INSTRUCTION -> Using the data below, tally the lines that include the string "this". Only the number is wanted.

DATA SHOWN ->
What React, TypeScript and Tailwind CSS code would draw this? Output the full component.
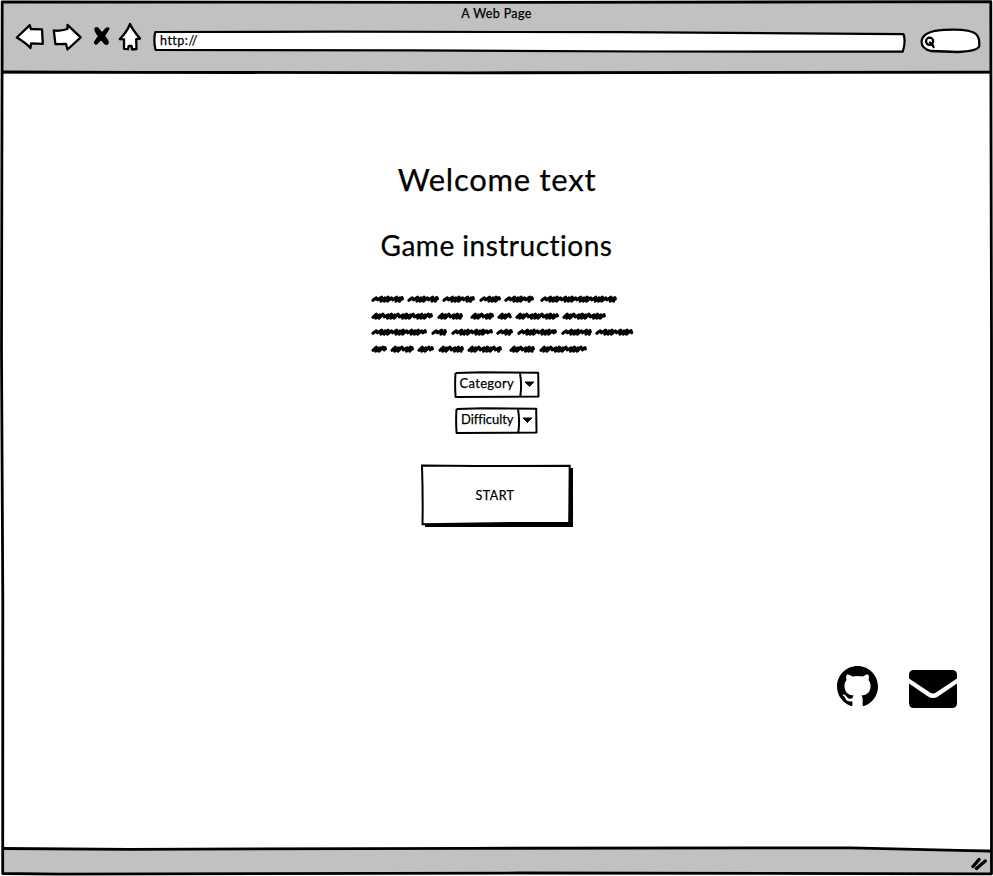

--

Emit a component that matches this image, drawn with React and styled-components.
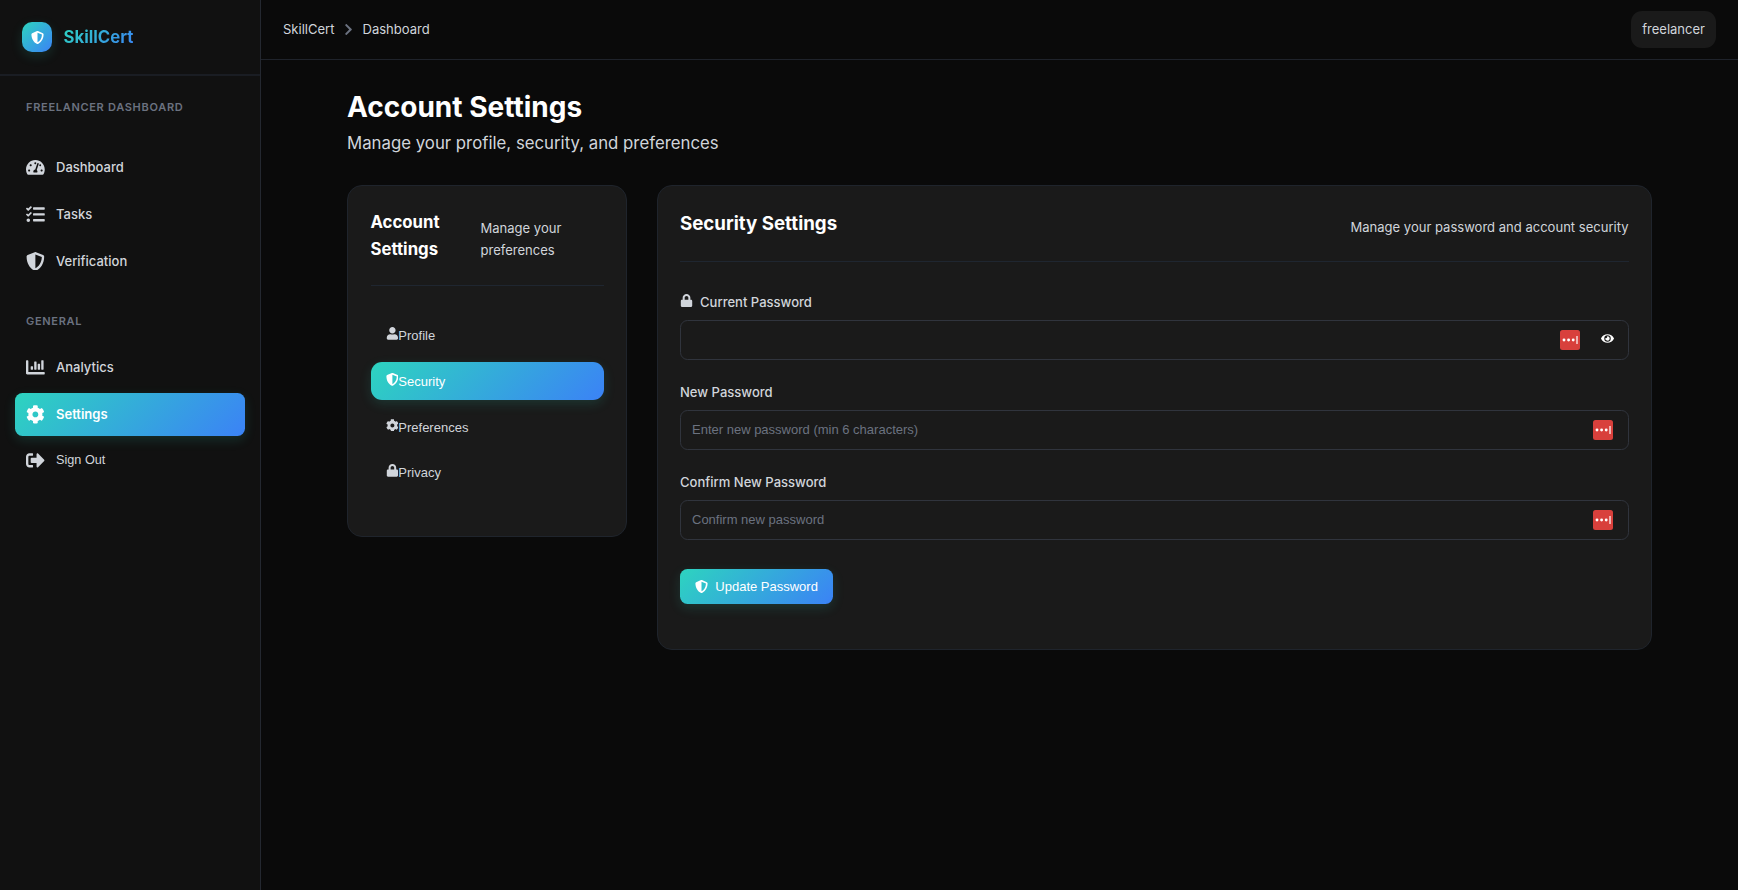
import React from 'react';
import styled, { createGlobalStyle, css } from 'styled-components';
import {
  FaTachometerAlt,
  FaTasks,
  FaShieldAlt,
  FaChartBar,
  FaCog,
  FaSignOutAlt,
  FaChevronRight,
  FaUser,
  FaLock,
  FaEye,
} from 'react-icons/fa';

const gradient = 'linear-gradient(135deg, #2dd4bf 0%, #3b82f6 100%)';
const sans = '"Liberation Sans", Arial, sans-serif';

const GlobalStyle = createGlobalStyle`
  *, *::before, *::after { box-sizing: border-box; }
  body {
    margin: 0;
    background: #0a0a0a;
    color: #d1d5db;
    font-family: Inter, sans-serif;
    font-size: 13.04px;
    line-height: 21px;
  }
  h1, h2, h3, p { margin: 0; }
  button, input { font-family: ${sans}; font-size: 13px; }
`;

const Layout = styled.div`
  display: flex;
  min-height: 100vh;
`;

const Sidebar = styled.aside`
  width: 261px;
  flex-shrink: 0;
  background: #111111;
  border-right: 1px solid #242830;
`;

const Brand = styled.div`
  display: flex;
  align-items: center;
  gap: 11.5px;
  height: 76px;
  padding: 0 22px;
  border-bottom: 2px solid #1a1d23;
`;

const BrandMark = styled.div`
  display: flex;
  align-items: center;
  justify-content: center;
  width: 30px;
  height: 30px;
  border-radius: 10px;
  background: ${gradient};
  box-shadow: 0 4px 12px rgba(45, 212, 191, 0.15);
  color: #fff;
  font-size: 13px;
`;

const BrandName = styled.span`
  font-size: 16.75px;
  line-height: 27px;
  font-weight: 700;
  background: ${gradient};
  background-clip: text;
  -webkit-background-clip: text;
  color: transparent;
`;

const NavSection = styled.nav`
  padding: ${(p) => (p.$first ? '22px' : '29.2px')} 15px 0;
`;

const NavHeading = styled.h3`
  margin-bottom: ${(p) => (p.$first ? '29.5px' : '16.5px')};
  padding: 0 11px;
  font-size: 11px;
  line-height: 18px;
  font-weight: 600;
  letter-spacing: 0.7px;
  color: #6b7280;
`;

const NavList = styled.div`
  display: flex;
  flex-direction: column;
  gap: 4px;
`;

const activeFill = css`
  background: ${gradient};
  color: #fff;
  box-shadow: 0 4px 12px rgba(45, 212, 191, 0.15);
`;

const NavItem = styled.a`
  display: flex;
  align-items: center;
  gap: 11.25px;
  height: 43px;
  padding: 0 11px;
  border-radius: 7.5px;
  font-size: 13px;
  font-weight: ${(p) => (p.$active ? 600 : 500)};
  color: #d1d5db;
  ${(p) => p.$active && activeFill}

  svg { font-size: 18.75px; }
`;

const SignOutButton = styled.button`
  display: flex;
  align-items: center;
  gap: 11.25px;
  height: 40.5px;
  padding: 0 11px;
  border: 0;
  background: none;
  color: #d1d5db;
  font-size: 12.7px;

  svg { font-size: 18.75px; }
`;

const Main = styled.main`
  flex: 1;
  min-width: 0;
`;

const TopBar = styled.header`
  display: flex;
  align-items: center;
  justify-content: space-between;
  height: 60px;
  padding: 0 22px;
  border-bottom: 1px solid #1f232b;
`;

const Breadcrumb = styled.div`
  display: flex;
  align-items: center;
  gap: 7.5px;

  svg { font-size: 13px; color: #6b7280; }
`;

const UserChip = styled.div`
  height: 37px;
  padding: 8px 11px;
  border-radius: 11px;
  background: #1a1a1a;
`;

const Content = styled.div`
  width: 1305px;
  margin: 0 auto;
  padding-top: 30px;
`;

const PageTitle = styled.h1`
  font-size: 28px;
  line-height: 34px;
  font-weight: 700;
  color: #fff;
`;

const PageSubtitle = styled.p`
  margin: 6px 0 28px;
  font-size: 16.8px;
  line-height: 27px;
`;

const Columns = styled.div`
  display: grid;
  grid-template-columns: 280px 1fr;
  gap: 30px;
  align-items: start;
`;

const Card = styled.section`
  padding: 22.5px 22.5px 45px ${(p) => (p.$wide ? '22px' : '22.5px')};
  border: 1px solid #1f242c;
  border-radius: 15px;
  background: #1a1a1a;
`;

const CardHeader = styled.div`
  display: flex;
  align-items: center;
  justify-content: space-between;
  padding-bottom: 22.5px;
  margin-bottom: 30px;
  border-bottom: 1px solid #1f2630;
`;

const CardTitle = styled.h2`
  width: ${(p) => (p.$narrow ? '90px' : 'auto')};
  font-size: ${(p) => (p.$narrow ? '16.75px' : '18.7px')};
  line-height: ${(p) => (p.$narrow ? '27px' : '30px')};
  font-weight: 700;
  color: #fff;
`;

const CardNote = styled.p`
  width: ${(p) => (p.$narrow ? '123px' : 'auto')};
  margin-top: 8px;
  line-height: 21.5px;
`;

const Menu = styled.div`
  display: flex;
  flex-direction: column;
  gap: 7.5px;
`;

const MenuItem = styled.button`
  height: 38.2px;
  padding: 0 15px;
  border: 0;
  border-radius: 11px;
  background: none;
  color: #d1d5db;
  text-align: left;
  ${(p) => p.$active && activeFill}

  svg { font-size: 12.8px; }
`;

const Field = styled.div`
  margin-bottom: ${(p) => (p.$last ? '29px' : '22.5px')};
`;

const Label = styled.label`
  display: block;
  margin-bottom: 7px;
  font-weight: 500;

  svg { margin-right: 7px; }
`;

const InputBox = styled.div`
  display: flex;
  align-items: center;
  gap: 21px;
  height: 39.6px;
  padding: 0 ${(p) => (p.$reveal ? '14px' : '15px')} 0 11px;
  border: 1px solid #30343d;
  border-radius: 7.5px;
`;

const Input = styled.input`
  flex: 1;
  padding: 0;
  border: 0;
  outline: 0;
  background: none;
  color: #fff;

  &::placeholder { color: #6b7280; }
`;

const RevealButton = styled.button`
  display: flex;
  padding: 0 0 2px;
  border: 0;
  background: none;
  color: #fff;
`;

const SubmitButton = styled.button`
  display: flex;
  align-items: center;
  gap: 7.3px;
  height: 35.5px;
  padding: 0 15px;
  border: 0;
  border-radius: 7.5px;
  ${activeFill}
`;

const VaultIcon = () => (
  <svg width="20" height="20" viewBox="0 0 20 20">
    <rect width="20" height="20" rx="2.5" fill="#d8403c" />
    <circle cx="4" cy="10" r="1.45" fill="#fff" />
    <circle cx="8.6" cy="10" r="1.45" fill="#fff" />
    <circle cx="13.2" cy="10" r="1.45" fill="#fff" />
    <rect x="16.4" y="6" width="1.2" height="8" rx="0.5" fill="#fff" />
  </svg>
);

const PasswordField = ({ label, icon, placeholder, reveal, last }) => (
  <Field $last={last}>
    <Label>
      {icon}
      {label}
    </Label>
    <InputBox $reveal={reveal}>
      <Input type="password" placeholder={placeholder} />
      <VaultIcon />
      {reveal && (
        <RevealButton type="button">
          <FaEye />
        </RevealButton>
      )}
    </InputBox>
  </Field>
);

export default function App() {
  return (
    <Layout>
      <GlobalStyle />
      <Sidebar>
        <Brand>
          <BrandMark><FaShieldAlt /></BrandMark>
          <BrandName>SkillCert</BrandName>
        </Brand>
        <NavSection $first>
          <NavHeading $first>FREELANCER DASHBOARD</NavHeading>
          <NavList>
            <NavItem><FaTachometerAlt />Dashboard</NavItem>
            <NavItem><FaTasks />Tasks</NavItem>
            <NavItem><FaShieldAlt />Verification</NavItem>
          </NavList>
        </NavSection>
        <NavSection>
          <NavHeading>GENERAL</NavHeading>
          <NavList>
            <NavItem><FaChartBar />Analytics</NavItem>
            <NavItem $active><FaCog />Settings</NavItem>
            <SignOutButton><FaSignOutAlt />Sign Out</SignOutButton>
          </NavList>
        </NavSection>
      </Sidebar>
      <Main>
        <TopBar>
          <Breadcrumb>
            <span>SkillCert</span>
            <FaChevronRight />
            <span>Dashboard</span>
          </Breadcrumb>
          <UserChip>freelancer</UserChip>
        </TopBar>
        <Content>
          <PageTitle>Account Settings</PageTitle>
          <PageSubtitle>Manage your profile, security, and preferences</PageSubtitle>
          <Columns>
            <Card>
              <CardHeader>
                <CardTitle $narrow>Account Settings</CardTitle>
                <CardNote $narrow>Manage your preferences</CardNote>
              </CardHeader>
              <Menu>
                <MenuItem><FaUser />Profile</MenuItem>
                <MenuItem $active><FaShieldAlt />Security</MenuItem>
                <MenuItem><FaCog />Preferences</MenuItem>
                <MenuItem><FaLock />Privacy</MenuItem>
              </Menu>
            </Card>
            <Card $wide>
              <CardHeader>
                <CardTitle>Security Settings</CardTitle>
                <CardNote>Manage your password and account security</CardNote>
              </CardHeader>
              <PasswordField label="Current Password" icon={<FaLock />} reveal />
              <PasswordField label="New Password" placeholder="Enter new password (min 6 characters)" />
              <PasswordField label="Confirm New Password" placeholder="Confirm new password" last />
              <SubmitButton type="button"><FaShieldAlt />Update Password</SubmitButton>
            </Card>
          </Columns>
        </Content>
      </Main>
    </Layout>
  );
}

CORRECT OUTPUT -> 2